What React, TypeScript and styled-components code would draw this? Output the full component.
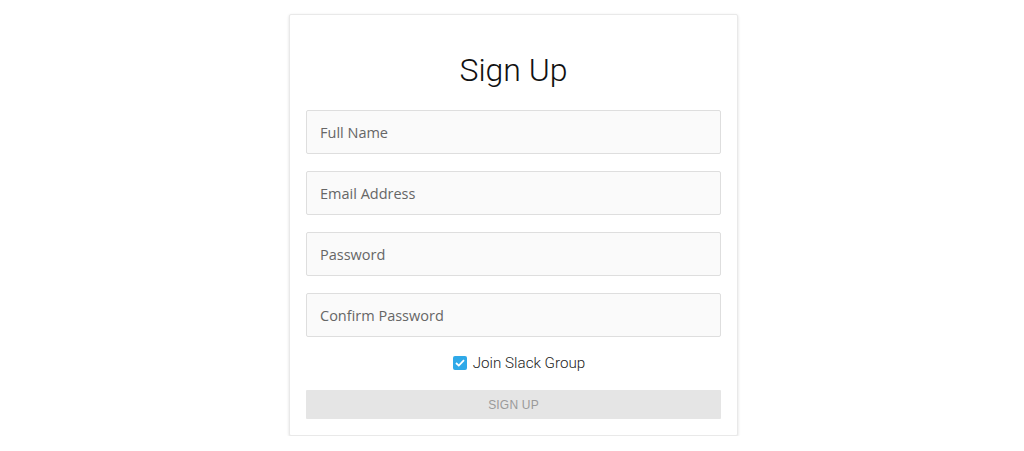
import React from "react";
import styled, { createGlobalStyle } from "styled-components";

const Global = createGlobalStyle`
  html, body { margin: 0; padding: 0; background: #fff; }
  body { font-family: "Open Sans", "Liberation Sans", sans-serif; }
  * { box-sizing: border-box; }
`;

const Page = styled.div`
  display: flex;
  justify-content: center;
  padding: 14px 0 0 3px;
`;

const Card = styled.form`
  width: 449px;
  background: #fff;
  border: 1px solid #e9e9e9;
  border-radius: 2px;
  box-shadow: 0 1px 3px rgba(0, 0, 0, 0.14);
  padding: 35px 16px 16px;
  display: flex;
  flex-direction: column;
`;

const Title = styled.h1`
  margin: 0 0 20px;
  height: 40px;
  line-height: 40px;
  text-align: center;
  font-family: Roboto, "Liberation Sans", sans-serif;
  font-weight: 300;
  font-size: 32px;
  color: #111;
`;

const Fields = styled.div`
  display: flex;
  flex-direction: column;
  gap: 17px;
`;

const Input = styled.input`
  height: 44px;
  width: 100%;
  border: 1px solid #dedede;
  border-radius: 2px;
  background: #fafafa;
  padding: 0 13px;
  font-family: "Open Sans", "Liberation Sans", sans-serif;
  font-size: 14.5px;
  color: #333;
  outline: none;
  &::placeholder { color: #666; }
`;

const CheckRow = styled.label`
  margin: 16px 0 17px;
  padding-left: 11px;
  height: 20px;
  display: flex;
  align-items: center;
  justify-content: center;
  gap: 6px;
  font-family: Roboto, "Liberation Sans", sans-serif;
  font-weight: 300;
  font-size: 15.2px;
  color: #222;
`;

const Box = styled.span`
  width: 14px;
  height: 14px;
  border-radius: 2px;
  background: #2fa9e8;
  display: flex;
  align-items: center;
  justify-content: center;
`;

const Button = styled.button`
  height: 29px;
  width: 100%;
  border: none;
  border-radius: 1px;
  background: #e5e5e5;
  color: #9a9a9a;
  font-family: "Liberation Sans", Arial, sans-serif;
  font-size: 12px;
  letter-spacing: 0.2px;
  text-transform: uppercase;
  padding: 0;
`;

export default function App() {
  return (
    <>
      <Global />
      <Page>
        <Card onSubmit={(e) => e.preventDefault()}>
          <Title>Sign Up</Title>
          <Fields>
            <Input placeholder="Full Name" />
            <Input placeholder="Email Address" />
            <Input placeholder="Password" type="password" />
            <Input placeholder="Confirm Password" type="password" />
          </Fields>
          <CheckRow>
            <Box>
              <svg width="10" height="8" viewBox="0 0 10 8">
                <path d="M1 4 L3.8 6.6 L9 1.2" fill="none" stroke="#fff" strokeWidth="1.8" />
              </svg>
            </Box>
            Join Slack Group
          </CheckRow>
          <Button type="button" disabled>Sign Up</Button>
        </Card>
      </Page>
    </>
  );
}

* _Problem statement_
Set the pictures aside and transcribe the data above exactly.

* _Task answer_
What React, TypeScript and styled-components code would draw this? Output the full component.
import React from "react";
import styled, { createGlobalStyle } from "styled-components";

const Global = createGlobalStyle`
  html, body { margin: 0; padding: 0; background: #fff; }
  body { font-family: "Open Sans", "Liberation Sans", sans-serif; }
  * { box-sizing: border-box; }
`;

const Page = styled.div`
  display: flex;
  justify-content: center;
  padding: 14px 0 0 3px;
`;

const Card = styled.form`
  width: 449px;
  background: #fff;
  border: 1px solid #e9e9e9;
  border-radius: 2px;
  box-shadow: 0 1px 3px rgba(0, 0, 0, 0.14);
  padding: 35px 16px 16px;
  display: flex;
  flex-direction: column;
`;

const Title = styled.h1`
  margin: 0 0 20px;
  height: 40px;
  line-height: 40px;
  text-align: center;
  font-family: Roboto, "Liberation Sans", sans-serif;
  font-weight: 300;
  font-size: 32px;
  color: #111;
`;

const Fields = styled.div`
  display: flex;
  flex-direction: column;
  gap: 17px;
`;

const Input = styled.input`
  height: 44px;
  width: 100%;
  border: 1px solid #dedede;
  border-radius: 2px;
  background: #fafafa;
  padding: 0 13px;
  font-family: "Open Sans", "Liberation Sans", sans-serif;
  font-size: 14.5px;
  color: #333;
  outline: none;
  &::placeholder { color: #666; }
`;

const CheckRow = styled.label`
  margin: 16px 0 17px;
  padding-left: 11px;
  height: 20px;
  display: flex;
  align-items: center;
  justify-content: center;
  gap: 6px;
  font-family: Roboto, "Liberation Sans", sans-serif;
  font-weight: 300;
  font-size: 15.2px;
  color: #222;
`;

const Box = styled.span`
  width: 14px;
  height: 14px;
  border-radius: 2px;
  background: #2fa9e8;
  display: flex;
  align-items: center;
  justify-content: center;
`;

const Button = styled.button`
  height: 29px;
  width: 100%;
  border: none;
  border-radius: 1px;
  background: #e5e5e5;
  color: #9a9a9a;
  font-family: "Liberation Sans", Arial, sans-serif;
  font-size: 12px;
  letter-spacing: 0.2px;
  text-transform: uppercase;
  padding: 0;
`;

export default function App() {
  return (
    <>
      <Global />
      <Page>
        <Card onSubmit={(e) => e.preventDefault()}>
          <Title>Sign Up</Title>
          <Fields>
            <Input placeholder="Full Name" />
            <Input placeholder="Email Address" />
            <Input placeholder="Password" type="password" />
            <Input placeholder="Confirm Password" type="password" />
          </Fields>
          <CheckRow>
            <Box>
              <svg width="10" height="8" viewBox="0 0 10 8">
                <path d="M1 4 L3.8 6.6 L9 1.2" fill="none" stroke="#fff" strokeWidth="1.8" />
              </svg>
            </Box>
            Join Slack Group
          </CheckRow>
          <Button type="button" disabled>Sign Up</Button>
        </Card>
      </Page>
    </>
  );
}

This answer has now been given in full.